Terror bolsonarista promove ações criminosas no país.
Foto: Marcelo Camargo | Agência Brasil.
Mas, tal como o novo governo que precisou interromper seu trabalho de reconstrução do Brasil e da dignidade de seu povo e deslocar sua atenção para reprimir o avanço fascista, também desloquei minha escrita para registrar, neste veículo de divulgação científica, esse momento da história que, sob consternação e indignação, pudemos assistir em tempo real nos telejornais. Atos terroristas que ocorreram sob complacência e conivência das forças repressivas militares do Estado, e de certos representantes do poder público, que nunca pouparam violência e ódio contra pessoas negras que apenas caminhavam pelas ruas carregando seus guarda-chuvas ou sacolas de compra com desinfetante Pinho Sol.

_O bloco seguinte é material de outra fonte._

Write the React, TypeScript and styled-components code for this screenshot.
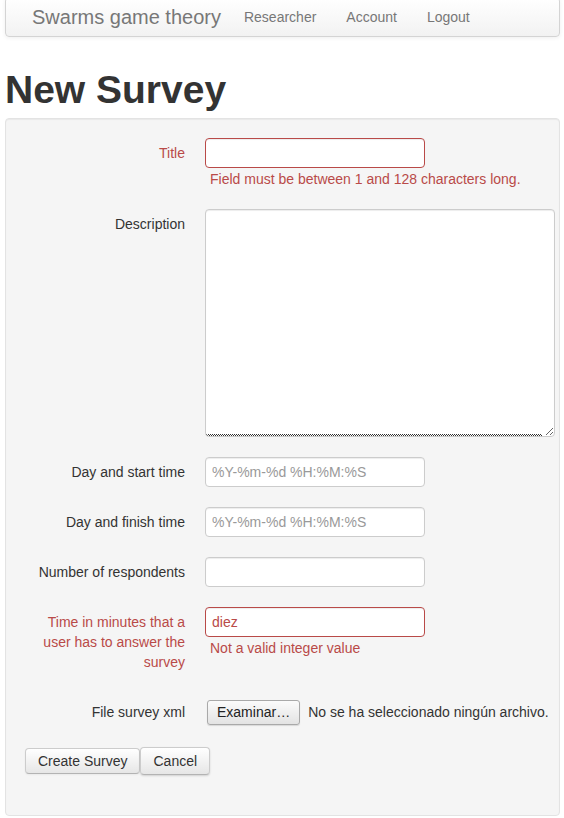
import React from "react";
import styled, { createGlobalStyle } from "styled-components";

const Global = createGlobalStyle`
  html, body { margin: 0; padding: 0; background: #fff; }
  body {
    font-family: "Liberation Sans", Arial, Helvetica, sans-serif;
    font-size: 14px;
    line-height: 20px;
    color: #333;
  }
  * { box-sizing: border-box; }
`;

const Page = styled.div`
  width: 555px;
  margin-left: 5px;
`;

const Navbar = styled.nav`
  margin-top: -3px;
  height: 40px;
  display: flex;
  align-items: center;
  padding-top: 0;
  background: linear-gradient(#ffffff, #f2f2f2);
  border: 1px solid #d4d4d4;
  border-radius: 4px;
  box-shadow: 0 1px 4px rgba(0, 0, 0, 0.065);
`;

const Brand = styled.a`
  margin-left: 6px;
  padding: 0 8px 0 20px;
  font-size: 20px;
  line-height: 20px;
  color: #777;
  text-decoration: none;
`;

const NavLink = styled.a`
  padding: 0 15px;
  font-size: 14px;
  color: #777;
  text-decoration: none;
`;

const Heading = styled.h1`
  margin: 33px 0 8px;
  font-size: 39px;
  line-height: 40px;
  font-weight: bold;
  color: #333;
`;

const Well = styled.form`
  background: #f5f5f5;
  border: 1px solid #e3e3e3;
  border-radius: 4px;
  box-shadow: inset 0 1px 1px rgba(0, 0, 0, 0.05);
  padding: 19px 19px 19px;
  min-height: 698px;
`;

const Group = styled.div<{ $pad?: number }>`
  display: grid;
  grid-template-columns: 160px 1fr;
  column-gap: 20px;
  margin-bottom: 20px;
  padding-top: ${(p) => p.$pad ?? 0}px;
`;

const Label = styled.label<{ $error?: boolean }>`
  padding-top: 5px;
  text-align: right;
  line-height: 20px;
  color: ${(p) => (p.$error ? "#b94a48" : "#333")};
`;

const Controls = styled.div`
  display: flex;
  flex-direction: column;
  align-items: flex-start;
`;

const TextInput = styled.input<{ $error?: boolean }>`
  width: 220px;
  height: 30px;
  padding: 4px 6px;
  font-family: inherit;
  font-size: 14px;
  line-height: 20px;
  color: ${(p) => (p.$error ? "#b94a48" : "#555")};
  background: #fff;
  border: 1px solid ${(p) => (p.$error ? "#b94a48" : "#ccc")};
  border-radius: 4px;
  box-shadow: inset 0 1px 1px rgba(0, 0, 0, 0.075);
  outline: none;
  &::placeholder { color: #999; }
`;

const TextArea = styled.textarea`
  width: 350px;
  height: 228px;
  padding: 4px 6px;
  font-family: inherit;
  font-size: 14px;
  color: #555;
  border: 1px solid #ccc;
  border-radius: 4px;
  box-shadow: inset 0 1px 1px rgba(0, 0, 0, 0.075);
  outline: none;
  background-color: #fff;
  background-image: repeating-linear-gradient(90deg, #333 0 1px, #fff 1px 2px),
    repeating-linear-gradient(90deg, #fff 0 1px, #333 1px 2px);
  background-size: calc(100% - 12px) 1px, calc(100% - 12px) 1px;
  background-position: left bottom 1px, left bottom;
  background-repeat: no-repeat;
`;

const Help = styled.span`
  display: block;
  margin-top: 1px;
  padding-left: 5px;
  line-height: 20px;
  color: #b94a48;
`;

const FileRow = styled.div`
  height: 30px;
  display: flex;
  align-items: center;
  gap: 8px;
  margin-left: 2px;
`;

const FileButton = styled.span`
  display: inline-flex;
  align-items: center;
  height: 25px;
  padding: 0 9px;
  font-size: 14px;
  color: #222;
  background: linear-gradient(#fbfbfb, #e3e3e3);
  border: 1px solid #a9a9a9;
  border-radius: 3px;
  box-shadow: 0 1px 1px rgba(0, 0, 0, 0.12);
`;

const FileText = styled.span`
  color: #333;
  white-space: nowrap;
`;

const Actions = styled.div`
  display: flex;
  align-items: center;
  margin-bottom: 20px;
`;

const Button = styled.button<{ $tall?: boolean }>`
  height: ${(p) => (p.$tall ? 28 : 26)}px;
  padding: 0 12px;
  font-family: inherit;
  font-size: 14px;
  line-height: 20px;
  color: #333;
  background: linear-gradient(#ffffff, #e6e6e6);
  border: 1px solid #cccccc;
  border-bottom-color: #b3b3b3;
  border-radius: 4px;
  box-shadow: inset 0 1px 0 rgba(255, 255, 255, 0.2),
    0 1px 2px rgba(0, 0, 0, ${(p) => (p.$tall ? 0.15 : 0.05)});
`;

export default function App() {
  return (
    <>
      <Global />
      <Page>
        <Navbar>
          <Brand href="#">Swarms game theory</Brand>
          <NavLink href="#">Researcher</NavLink>
          <NavLink href="#">Account</NavLink>
          <NavLink href="#">Logout</NavLink>
        </Navbar>
        <Heading>New Survey</Heading>
        <Well onSubmit={(e) => e.preventDefault()}>
          <Group>
            <Label $error>Title</Label>
            <Controls>
              <TextInput $error type="text" />
              <Help>Field must be between 1 and 128 characters long.</Help>
            </Controls>
          </Group>
          <Group>
            <Label>Description</Label>
            <Controls>
              <TextArea />
            </Controls>
          </Group>
          <Group>
            <Label>Day and start time</Label>
            <Controls>
              <TextInput type="text" placeholder="%Y-%m-%d %H:%M:%S" />
            </Controls>
          </Group>
          <Group>
            <Label>Day and finish time</Label>
            <Controls>
              <TextInput type="text" placeholder="%Y-%m-%d %H:%M:%S" />
            </Controls>
          </Group>
          <Group>
            <Label>Number of respondents</Label>
            <Controls>
              <TextInput type="text" />
            </Controls>
          </Group>
          <Group>
            <Label $error>Time in minutes that a user has to answer the survey</Label>
            <Controls>
              <TextInput $error type="text" defaultValue="diez" />
              <Help>Not a valid integer value</Help>
            </Controls>
          </Group>
          <Group $pad={5}>
            <Label>File survey xml</Label>
            <Controls>
              <FileRow>
                <FileButton>Examinar…</FileButton>
                <FileText>No se ha seleccionado ningún archivo.</FileText>
              </FileRow>
            </Controls>
          </Group>
          <Actions>
            <Button type="submit">Create Survey</Button>
            <Button $tall type="button">Cancel</Button>
          </Actions>
        </Well>
      </Page>
    </>
  );
}
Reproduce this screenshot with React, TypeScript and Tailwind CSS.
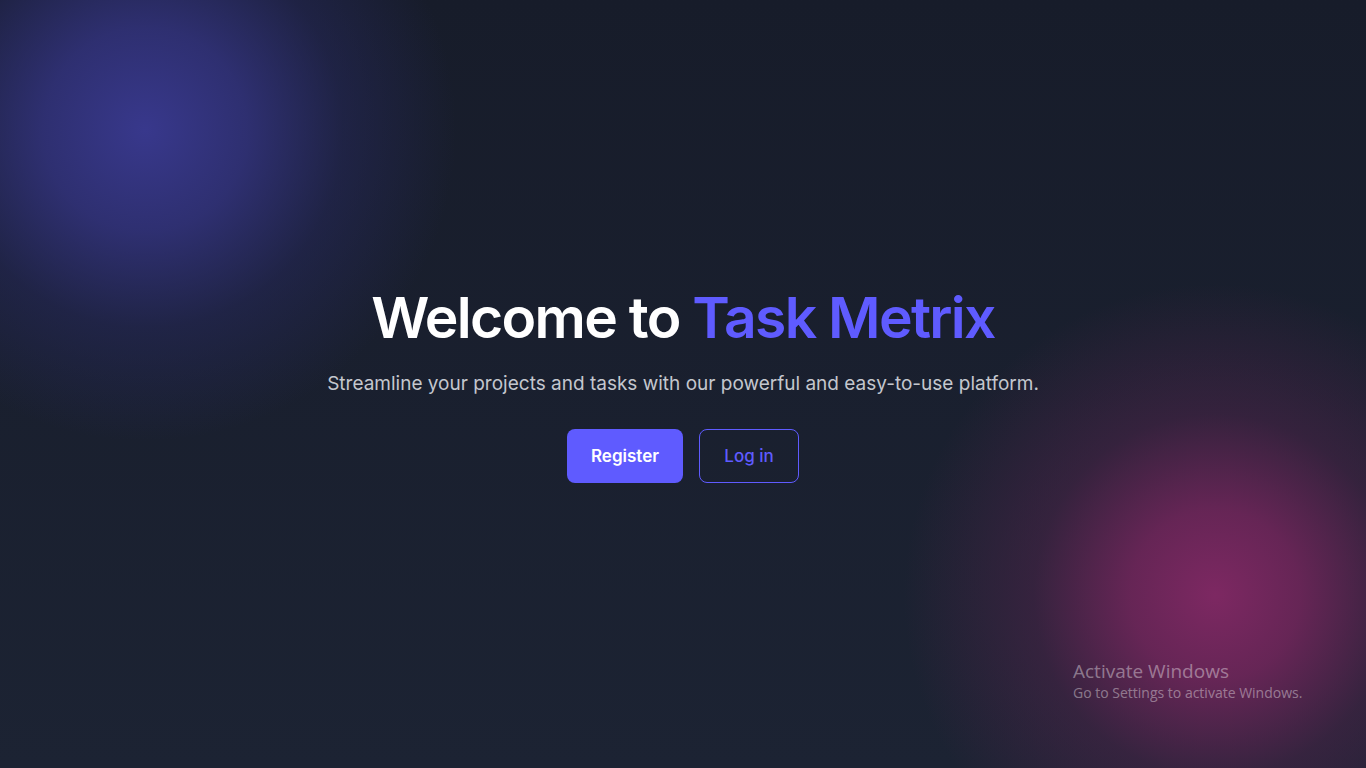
import React from 'react';

export default function App() {
  return (
    <div className="relative min-h-screen overflow-hidden bg-gradient-to-b from-[#171c2a] to-[#1c2333] font-['Inter',sans-serif]">
      {/* glow blobs */}
      <div className="pointer-events-none absolute left-[-255px] top-[-270px] h-[800px] w-[800px] rounded-full bg-[radial-gradient(circle,rgba(56,56,140,1)_0%,rgba(52,52,130,0.8)_18%,rgba(40,42,100,0.45)_35%,rgba(23,28,42,0)_55%)]" />
      <div className="pointer-events-none absolute left-[815px] top-[195px] h-[800px] w-[800px] rounded-full bg-[radial-gradient(circle,rgba(125,40,98,1)_0%,rgba(115,38,92,0.85)_15%,rgba(80,36,75,0.5)_32%,rgba(28,35,51,0)_55%)]" />

      <main className="relative flex min-h-screen flex-col items-center justify-center px-4 pt-1 text-center">
        <h1 className="text-[57px] font-semibold leading-none tracking-[-0.03em] text-white">
          Welcome to <span className="text-[#5f5bff]">Task Metrix</span>
        </h1>
        <p className="mt-6 text-[19px] text-[#c4c7ce]">
          Streamline your projects and tasks with our powerful and easy-to-use platform.
        </p>
        <div className="mt-[31px] flex gap-4">
          <a
            href="#"
            className="flex h-[54px] w-[116px] items-center justify-center rounded-lg bg-[#5f5bff] text-[17px] font-semibold text-white"
          >
            Register
          </a>
          <a
            href="#"
            className="flex h-[54px] w-[100px] items-center justify-center rounded-lg border border-[#5f5bff] text-[17px] font-medium text-[#5f5bff]"
          >
            Log in
          </a>
        </div>
      </main>

      {/* windows watermark */}
      <div className="pointer-events-none absolute left-[1073px] top-[659px] font-['Open_Sans',sans-serif] text-white/40">
        <div className="text-[19px] leading-6">Activate Windows</div>
        <div className="text-[14px] leading-5">Go to Settings to activate Windows.</div>
      </div>
    </div>
  );
}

Contudo, uma coisa é bem didática nesse cenário que se passou em Brasília: a forma desrespeitosa, escatológica e odiosa com a qual os terroristas incentivadores de Bolsonaro trataram as obras de arte e os símbolos culturais que pertencem ao povo dão o tom da crise não somente política, mas ética, cultural e estética que atravessa o Brasil. Em tempo, atentemos aqui: o que foi destruído pertence ao povo, tudo o que foi destruído é nosso! – como Dilma perfeitamente ensinou ao seu neto, uma criança que aprendeu a tratar muito melhor o nosso patrimônio coletivo do que marmanjos de meia-idade.

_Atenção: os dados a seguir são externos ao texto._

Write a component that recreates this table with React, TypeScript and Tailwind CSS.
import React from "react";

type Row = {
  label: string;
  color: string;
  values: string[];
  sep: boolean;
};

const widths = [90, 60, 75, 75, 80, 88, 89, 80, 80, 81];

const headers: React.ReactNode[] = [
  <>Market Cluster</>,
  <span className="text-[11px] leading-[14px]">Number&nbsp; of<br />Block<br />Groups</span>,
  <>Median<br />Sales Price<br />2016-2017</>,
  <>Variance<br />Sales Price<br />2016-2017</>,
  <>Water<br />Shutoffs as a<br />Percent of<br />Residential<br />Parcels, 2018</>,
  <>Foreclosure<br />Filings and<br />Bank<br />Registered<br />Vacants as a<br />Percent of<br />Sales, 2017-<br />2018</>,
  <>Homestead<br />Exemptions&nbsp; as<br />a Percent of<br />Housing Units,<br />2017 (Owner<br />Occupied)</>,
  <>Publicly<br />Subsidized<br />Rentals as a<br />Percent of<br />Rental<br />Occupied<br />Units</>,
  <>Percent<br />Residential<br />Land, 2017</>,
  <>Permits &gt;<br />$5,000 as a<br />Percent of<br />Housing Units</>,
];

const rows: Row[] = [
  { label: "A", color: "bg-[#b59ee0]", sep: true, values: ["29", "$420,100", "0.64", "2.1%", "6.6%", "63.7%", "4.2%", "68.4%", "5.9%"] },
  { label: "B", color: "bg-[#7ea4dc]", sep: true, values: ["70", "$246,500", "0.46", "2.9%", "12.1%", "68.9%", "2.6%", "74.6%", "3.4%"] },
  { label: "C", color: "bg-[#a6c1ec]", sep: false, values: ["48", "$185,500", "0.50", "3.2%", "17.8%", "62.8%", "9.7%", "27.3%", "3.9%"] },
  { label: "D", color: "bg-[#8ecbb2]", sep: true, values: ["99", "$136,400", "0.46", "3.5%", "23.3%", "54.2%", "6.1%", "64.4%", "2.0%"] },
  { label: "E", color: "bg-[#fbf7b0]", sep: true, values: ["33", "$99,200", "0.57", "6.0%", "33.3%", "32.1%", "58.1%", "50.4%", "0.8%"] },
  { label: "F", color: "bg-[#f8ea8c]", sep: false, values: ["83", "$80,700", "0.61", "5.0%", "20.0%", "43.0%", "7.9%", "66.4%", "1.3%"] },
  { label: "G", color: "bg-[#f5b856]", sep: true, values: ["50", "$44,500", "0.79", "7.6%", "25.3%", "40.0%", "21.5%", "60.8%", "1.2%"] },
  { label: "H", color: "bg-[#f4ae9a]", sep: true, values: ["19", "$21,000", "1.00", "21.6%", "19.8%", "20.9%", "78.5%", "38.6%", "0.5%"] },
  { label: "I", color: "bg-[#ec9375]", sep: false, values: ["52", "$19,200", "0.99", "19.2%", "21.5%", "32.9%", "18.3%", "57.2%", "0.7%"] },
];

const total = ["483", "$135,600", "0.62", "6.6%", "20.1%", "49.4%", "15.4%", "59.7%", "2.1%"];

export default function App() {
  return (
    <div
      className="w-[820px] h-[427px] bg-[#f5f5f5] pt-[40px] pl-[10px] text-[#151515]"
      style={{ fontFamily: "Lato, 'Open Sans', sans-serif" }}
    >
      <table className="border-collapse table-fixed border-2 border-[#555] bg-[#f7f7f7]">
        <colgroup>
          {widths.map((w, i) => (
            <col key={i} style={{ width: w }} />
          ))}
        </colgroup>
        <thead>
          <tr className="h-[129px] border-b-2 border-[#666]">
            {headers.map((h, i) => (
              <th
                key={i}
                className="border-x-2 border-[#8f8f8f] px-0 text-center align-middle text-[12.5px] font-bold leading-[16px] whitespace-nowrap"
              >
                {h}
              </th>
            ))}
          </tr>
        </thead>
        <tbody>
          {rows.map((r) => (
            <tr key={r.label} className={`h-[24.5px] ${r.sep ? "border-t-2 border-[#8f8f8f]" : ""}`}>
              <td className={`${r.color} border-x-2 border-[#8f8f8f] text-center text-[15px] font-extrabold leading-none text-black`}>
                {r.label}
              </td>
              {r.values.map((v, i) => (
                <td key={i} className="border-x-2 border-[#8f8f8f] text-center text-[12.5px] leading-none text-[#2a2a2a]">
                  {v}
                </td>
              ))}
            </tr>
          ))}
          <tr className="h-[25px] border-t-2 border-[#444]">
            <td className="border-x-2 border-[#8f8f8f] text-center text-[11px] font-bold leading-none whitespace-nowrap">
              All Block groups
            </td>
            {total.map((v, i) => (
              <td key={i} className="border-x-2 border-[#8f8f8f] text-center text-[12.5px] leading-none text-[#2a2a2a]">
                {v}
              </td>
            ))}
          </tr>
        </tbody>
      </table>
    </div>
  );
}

O que foi vandalizado não é de nenhum representante do povo que senta na cadeira da presidência de 4 em 4 anos, nem de nenhum ministro da justiça que ocupa o cargo desde sua indicação até o fim de sua breve vida. Todos os bens materiais lá destruídos transcendem o nosso tempo do agora, ultrapassam gerações com sua força de representação de uma riqueza imaterial que pertence ao povo brasileiro (ainda que seja um povo com suas feridas coloniais abertas).
O fascismo sempre esteve à espreita, no seio do neoliberalismo, e minimizamos seu poder devastador. Precisamos combater estruturalmente o racismo, o patriarcado e o capitalismo. Só assim iremos esmagar de vez o fascismo.

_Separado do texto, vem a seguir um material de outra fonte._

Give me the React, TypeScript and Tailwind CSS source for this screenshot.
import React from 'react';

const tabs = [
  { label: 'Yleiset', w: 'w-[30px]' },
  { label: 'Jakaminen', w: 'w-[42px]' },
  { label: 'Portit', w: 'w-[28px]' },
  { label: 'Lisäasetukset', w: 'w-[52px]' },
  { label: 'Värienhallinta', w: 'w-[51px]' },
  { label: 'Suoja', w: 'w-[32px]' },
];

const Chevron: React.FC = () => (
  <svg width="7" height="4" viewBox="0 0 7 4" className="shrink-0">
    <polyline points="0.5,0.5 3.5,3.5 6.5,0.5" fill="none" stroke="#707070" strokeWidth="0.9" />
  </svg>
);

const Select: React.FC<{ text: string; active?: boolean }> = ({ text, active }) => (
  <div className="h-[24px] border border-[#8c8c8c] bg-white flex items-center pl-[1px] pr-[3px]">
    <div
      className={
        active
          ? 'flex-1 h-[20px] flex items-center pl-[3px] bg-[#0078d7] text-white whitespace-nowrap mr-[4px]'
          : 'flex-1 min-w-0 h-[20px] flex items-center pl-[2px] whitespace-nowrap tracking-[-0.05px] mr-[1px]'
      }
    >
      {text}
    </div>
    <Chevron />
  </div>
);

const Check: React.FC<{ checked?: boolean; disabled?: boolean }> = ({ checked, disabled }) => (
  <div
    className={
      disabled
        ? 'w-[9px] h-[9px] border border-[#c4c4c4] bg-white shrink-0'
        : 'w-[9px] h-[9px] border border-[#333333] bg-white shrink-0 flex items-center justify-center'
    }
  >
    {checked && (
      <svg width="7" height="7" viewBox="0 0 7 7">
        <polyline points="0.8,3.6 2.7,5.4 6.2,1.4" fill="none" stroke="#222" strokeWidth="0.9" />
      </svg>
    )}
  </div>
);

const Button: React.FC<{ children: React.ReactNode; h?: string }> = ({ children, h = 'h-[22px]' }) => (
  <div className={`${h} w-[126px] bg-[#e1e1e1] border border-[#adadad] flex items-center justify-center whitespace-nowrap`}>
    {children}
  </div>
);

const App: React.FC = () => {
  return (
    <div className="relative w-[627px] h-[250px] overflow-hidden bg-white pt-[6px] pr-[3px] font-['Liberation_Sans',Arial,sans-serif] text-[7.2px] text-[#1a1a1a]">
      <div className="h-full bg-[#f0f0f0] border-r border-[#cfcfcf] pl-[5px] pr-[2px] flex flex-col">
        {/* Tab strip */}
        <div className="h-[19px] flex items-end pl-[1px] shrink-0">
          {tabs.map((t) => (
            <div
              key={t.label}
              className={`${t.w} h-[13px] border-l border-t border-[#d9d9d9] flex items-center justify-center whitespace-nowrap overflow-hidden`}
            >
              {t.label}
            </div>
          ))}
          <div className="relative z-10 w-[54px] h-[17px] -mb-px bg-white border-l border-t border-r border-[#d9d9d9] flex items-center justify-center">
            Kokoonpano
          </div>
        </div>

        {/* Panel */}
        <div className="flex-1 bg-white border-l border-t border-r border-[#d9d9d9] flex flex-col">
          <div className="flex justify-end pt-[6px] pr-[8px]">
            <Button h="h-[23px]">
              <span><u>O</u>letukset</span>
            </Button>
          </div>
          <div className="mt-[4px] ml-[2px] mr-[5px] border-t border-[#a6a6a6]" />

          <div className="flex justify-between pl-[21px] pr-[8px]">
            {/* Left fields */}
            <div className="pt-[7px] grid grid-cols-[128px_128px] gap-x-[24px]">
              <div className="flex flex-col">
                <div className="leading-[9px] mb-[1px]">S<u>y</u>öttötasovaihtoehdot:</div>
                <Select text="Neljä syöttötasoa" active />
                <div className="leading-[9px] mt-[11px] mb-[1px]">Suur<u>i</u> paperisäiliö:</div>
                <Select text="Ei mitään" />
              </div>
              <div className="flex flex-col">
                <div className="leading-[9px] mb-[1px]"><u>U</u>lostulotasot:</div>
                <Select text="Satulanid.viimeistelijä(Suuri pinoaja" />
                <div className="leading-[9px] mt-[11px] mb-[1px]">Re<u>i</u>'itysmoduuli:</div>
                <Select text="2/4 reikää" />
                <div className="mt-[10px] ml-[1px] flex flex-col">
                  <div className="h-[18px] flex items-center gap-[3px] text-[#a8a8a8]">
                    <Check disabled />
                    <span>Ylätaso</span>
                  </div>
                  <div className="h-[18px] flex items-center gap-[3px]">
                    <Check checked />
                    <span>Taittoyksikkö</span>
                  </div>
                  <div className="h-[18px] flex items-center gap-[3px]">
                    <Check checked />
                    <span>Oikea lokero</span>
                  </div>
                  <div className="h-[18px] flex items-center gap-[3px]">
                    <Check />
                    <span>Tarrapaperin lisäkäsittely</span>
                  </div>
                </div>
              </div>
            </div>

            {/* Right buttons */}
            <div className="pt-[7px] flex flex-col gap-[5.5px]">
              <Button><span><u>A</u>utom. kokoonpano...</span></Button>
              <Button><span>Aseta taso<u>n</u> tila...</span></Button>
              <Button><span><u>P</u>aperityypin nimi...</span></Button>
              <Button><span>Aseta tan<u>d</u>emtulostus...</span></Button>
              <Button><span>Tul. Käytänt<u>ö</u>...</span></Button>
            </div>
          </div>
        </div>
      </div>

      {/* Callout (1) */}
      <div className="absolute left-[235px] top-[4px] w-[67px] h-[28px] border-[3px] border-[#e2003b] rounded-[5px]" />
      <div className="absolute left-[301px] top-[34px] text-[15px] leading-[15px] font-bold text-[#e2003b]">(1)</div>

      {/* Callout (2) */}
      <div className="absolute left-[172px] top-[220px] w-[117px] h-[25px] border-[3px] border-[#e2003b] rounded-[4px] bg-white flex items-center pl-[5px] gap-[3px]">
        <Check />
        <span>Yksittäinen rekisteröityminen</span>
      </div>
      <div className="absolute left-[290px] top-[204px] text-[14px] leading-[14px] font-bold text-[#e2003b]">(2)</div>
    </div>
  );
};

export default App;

A coluna sobre a esperança, as demandas e os questionamentos (também, por que não?) ao novo governo, ficam para depois.
Por aqui, pretendo em breve conseguir retornar com textos que tratam das pastas da ciência, tecnologia, educação, direitos humanos, igualdade racial, povos indígenas, energia, meio ambiente, dentre outras; temas transversais e dialógicos que são abordados neste blog desde sempre.
Por fim, como nos ensinou o filósofo Franco Berardi, em uma entrevista, “contra o pânico só existe uma vacina e essa vacina é pensar junto”. Uma coisa é certa: precisamos sair da resignação para a ressignificação. Vamos ressignificar nossa história de um Brasil racista e de tendências fascistas, encarando e enfrentando com seriedade esse nosso passado e presente, e construir uma vida coletiva digna de ser vivida e compartilhada. Os atos de rua pró-democracia (ainda que seja uma democracia burguesa, racista e patriarcal) do dia 09 de janeiro, pacíficos, confrontando o terrorismo em Brasília, só demonstram a potencialidade da nossa força e o lugar em que precisamos estar nos próximos 4 anos do novo governo; pensando juntos, demarcando nossas posições, demandas e necessidades, cobrando por aquilo que se faz importante para o povo. Nossos anseios são legítimos e a nossa luta é por justiça.